● **Short exercise**
Will you transcribe all the entries word for word, skipping the pictures they hold?

● **Front-end source files**
[BEGIN]
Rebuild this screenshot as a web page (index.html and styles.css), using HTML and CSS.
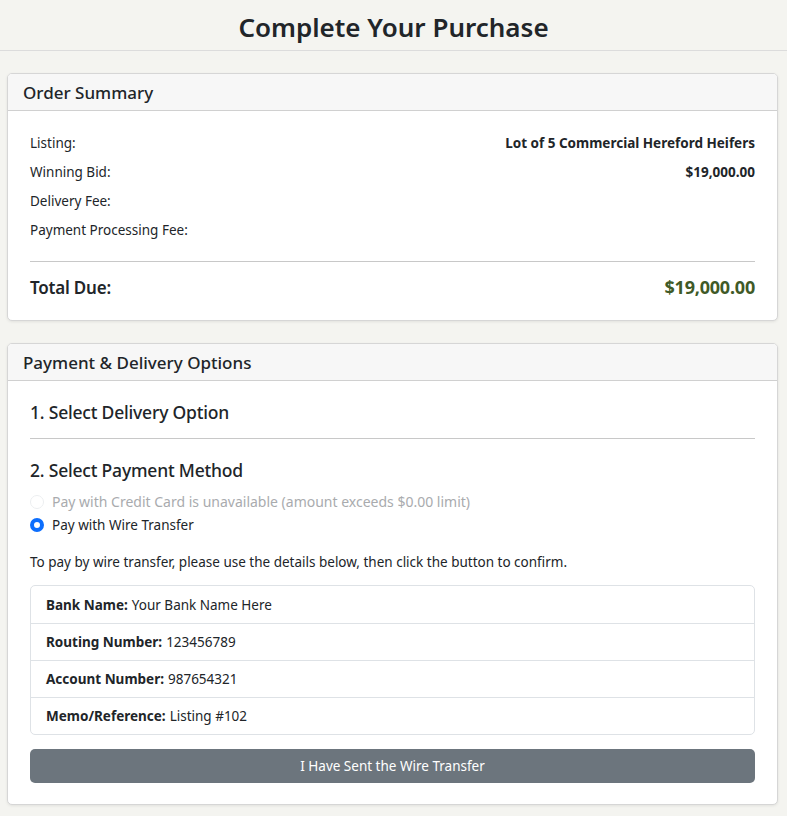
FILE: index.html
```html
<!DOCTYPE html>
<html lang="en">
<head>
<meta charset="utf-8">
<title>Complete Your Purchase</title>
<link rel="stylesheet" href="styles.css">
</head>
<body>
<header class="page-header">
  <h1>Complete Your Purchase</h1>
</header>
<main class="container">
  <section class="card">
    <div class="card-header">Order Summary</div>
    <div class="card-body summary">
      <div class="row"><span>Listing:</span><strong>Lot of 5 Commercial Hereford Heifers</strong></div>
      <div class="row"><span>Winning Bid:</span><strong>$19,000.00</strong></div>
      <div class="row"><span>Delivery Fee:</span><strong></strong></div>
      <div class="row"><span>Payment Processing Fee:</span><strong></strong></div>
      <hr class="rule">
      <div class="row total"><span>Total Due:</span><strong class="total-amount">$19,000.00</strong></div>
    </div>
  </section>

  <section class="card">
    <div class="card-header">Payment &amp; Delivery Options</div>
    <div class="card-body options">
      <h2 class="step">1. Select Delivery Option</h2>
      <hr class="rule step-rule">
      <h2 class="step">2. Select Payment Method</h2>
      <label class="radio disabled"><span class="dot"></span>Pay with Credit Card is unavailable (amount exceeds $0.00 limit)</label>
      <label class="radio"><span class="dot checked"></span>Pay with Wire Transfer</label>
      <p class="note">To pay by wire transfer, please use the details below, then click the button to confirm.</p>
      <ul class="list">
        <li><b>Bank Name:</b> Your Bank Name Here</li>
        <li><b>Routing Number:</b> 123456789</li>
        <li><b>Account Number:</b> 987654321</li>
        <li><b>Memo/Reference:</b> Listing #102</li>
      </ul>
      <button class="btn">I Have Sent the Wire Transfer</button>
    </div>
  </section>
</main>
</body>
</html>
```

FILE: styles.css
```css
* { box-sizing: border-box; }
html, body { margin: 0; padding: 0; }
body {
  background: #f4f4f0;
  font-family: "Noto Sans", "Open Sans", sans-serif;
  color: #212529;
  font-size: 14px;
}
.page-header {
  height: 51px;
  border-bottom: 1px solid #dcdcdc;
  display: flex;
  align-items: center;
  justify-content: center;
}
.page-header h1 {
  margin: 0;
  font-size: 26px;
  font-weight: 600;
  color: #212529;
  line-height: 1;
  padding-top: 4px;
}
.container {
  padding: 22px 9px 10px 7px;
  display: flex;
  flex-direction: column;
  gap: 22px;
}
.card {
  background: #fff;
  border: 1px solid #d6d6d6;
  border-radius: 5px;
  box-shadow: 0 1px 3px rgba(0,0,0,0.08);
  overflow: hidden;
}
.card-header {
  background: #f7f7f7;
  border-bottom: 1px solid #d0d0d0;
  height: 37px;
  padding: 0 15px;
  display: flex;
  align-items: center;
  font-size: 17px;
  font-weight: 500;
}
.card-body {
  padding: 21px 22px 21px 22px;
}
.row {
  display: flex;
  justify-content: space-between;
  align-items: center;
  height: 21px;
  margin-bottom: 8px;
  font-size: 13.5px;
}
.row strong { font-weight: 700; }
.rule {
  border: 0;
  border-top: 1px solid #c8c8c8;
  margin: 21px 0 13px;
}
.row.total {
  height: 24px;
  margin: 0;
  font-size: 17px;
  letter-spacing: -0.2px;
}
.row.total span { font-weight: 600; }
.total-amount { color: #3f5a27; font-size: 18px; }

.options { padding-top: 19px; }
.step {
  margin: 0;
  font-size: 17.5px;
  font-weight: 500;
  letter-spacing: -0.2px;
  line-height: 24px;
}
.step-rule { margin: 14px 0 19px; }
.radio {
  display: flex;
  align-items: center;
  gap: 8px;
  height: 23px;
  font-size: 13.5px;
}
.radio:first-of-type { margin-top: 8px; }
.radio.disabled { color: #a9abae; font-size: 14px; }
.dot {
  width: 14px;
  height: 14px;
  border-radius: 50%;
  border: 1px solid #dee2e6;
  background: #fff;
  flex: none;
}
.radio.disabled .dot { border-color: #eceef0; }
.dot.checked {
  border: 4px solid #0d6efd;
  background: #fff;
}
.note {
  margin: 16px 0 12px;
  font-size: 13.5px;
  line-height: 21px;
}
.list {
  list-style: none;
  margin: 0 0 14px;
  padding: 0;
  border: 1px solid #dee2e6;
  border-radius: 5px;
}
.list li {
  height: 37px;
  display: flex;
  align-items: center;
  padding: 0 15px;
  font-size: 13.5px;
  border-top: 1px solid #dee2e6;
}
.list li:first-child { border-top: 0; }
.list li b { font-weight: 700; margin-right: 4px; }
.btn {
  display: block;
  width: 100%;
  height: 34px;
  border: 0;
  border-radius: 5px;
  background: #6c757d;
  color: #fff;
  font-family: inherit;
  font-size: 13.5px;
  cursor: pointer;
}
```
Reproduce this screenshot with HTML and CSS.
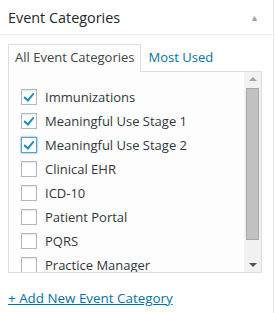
[END]
● **Reply to the exercise**
Rebuild this screenshot as a web page (index.html and styles.css), using HTML and CSS.
FILE: index.html
```html
<!DOCTYPE html>
<html lang="en">
<head>
<meta charset="utf-8">
<title>Complete Your Purchase</title>
<link rel="stylesheet" href="styles.css">
</head>
<body>
<header class="page-header">
  <h1>Complete Your Purchase</h1>
</header>
<main class="container">
  <section class="card">
    <div class="card-header">Order Summary</div>
    <div class="card-body summary">
      <div class="row"><span>Listing:</span><strong>Lot of 5 Commercial Hereford Heifers</strong></div>
      <div class="row"><span>Winning Bid:</span><strong>$19,000.00</strong></div>
      <div class="row"><span>Delivery Fee:</span><strong></strong></div>
      <div class="row"><span>Payment Processing Fee:</span><strong></strong></div>
      <hr class="rule">
      <div class="row total"><span>Total Due:</span><strong class="total-amount">$19,000.00</strong></div>
    </div>
  </section>

  <section class="card">
    <div class="card-header">Payment &amp; Delivery Options</div>
    <div class="card-body options">
      <h2 class="step">1. Select Delivery Option</h2>
      <hr class="rule step-rule">
      <h2 class="step">2. Select Payment Method</h2>
      <label class="radio disabled"><span class="dot"></span>Pay with Credit Card is unavailable (amount exceeds $0.00 limit)</label>
      <label class="radio"><span class="dot checked"></span>Pay with Wire Transfer</label>
      <p class="note">To pay by wire transfer, please use the details below, then click the button to confirm.</p>
      <ul class="list">
        <li><b>Bank Name:</b> Your Bank Name Here</li>
        <li><b>Routing Number:</b> 123456789</li>
        <li><b>Account Number:</b> 987654321</li>
        <li><b>Memo/Reference:</b> Listing #102</li>
      </ul>
      <button class="btn">I Have Sent the Wire Transfer</button>
    </div>
  </section>
</main>
</body>
</html>
```

FILE: styles.css
```css
* { box-sizing: border-box; }
html, body { margin: 0; padding: 0; }
body {
  background: #f4f4f0;
  font-family: "Noto Sans", "Open Sans", sans-serif;
  color: #212529;
  font-size: 14px;
}
.page-header {
  height: 51px;
  border-bottom: 1px solid #dcdcdc;
  display: flex;
  align-items: center;
  justify-content: center;
}
.page-header h1 {
  margin: 0;
  font-size: 26px;
  font-weight: 600;
  color: #212529;
  line-height: 1;
  padding-top: 4px;
}
.container {
  padding: 22px 9px 10px 7px;
  display: flex;
  flex-direction: column;
  gap: 22px;
}
.card {
  background: #fff;
  border: 1px solid #d6d6d6;
  border-radius: 5px;
  box-shadow: 0 1px 3px rgba(0,0,0,0.08);
  overflow: hidden;
}
.card-header {
  background: #f7f7f7;
  border-bottom: 1px solid #d0d0d0;
  height: 37px;
  padding: 0 15px;
  display: flex;
  align-items: center;
  font-size: 17px;
  font-weight: 500;
}
.card-body {
  padding: 21px 22px 21px 22px;
}
.row {
  display: flex;
  justify-content: space-between;
  align-items: center;
  height: 21px;
  margin-bottom: 8px;
  font-size: 13.5px;
}
.row strong { font-weight: 700; }
.rule {
  border: 0;
  border-top: 1px solid #c8c8c8;
  margin: 21px 0 13px;
}
.row.total {
  height: 24px;
  margin: 0;
  font-size: 17px;
  letter-spacing: -0.2px;
}
.row.total span { font-weight: 600; }
.total-amount { color: #3f5a27; font-size: 18px; }

.options { padding-top: 19px; }
.step {
  margin: 0;
  font-size: 17.5px;
  font-weight: 500;
  letter-spacing: -0.2px;
  line-height: 24px;
}
.step-rule { margin: 14px 0 19px; }
.radio {
  display: flex;
  align-items: center;
  gap: 8px;
  height: 23px;
  font-size: 13.5px;
}
.radio:first-of-type { margin-top: 8px; }
.radio.disabled { color: #a9abae; font-size: 14px; }
.dot {
  width: 14px;
  height: 14px;
  border-radius: 50%;
  border: 1px solid #dee2e6;
  background: #fff;
  flex: none;
}
.radio.disabled .dot { border-color: #eceef0; }
.dot.checked {
  border: 4px solid #0d6efd;
  background: #fff;
}
.note {
  margin: 16px 0 12px;
  font-size: 13.5px;
  line-height: 21px;
}
.list {
  list-style: none;
  margin: 0 0 14px;
  padding: 0;
  border: 1px solid #dee2e6;
  border-radius: 5px;
}
.list li {
  height: 37px;
  display: flex;
  align-items: center;
  padding: 0 15px;
  font-size: 13.5px;
  border-top: 1px solid #dee2e6;
}
.list li:first-child { border-top: 0; }
.list li b { font-weight: 700; margin-right: 4px; }
.btn {
  display: block;
  width: 100%;
  height: 34px;
  border: 0;
  border-radius: 5px;
  background: #6c757d;
  color: #fff;
  font-family: inherit;
  font-size: 13.5px;
  cursor: pointer;
}
```
Reproduce this screenshot with HTML and CSS.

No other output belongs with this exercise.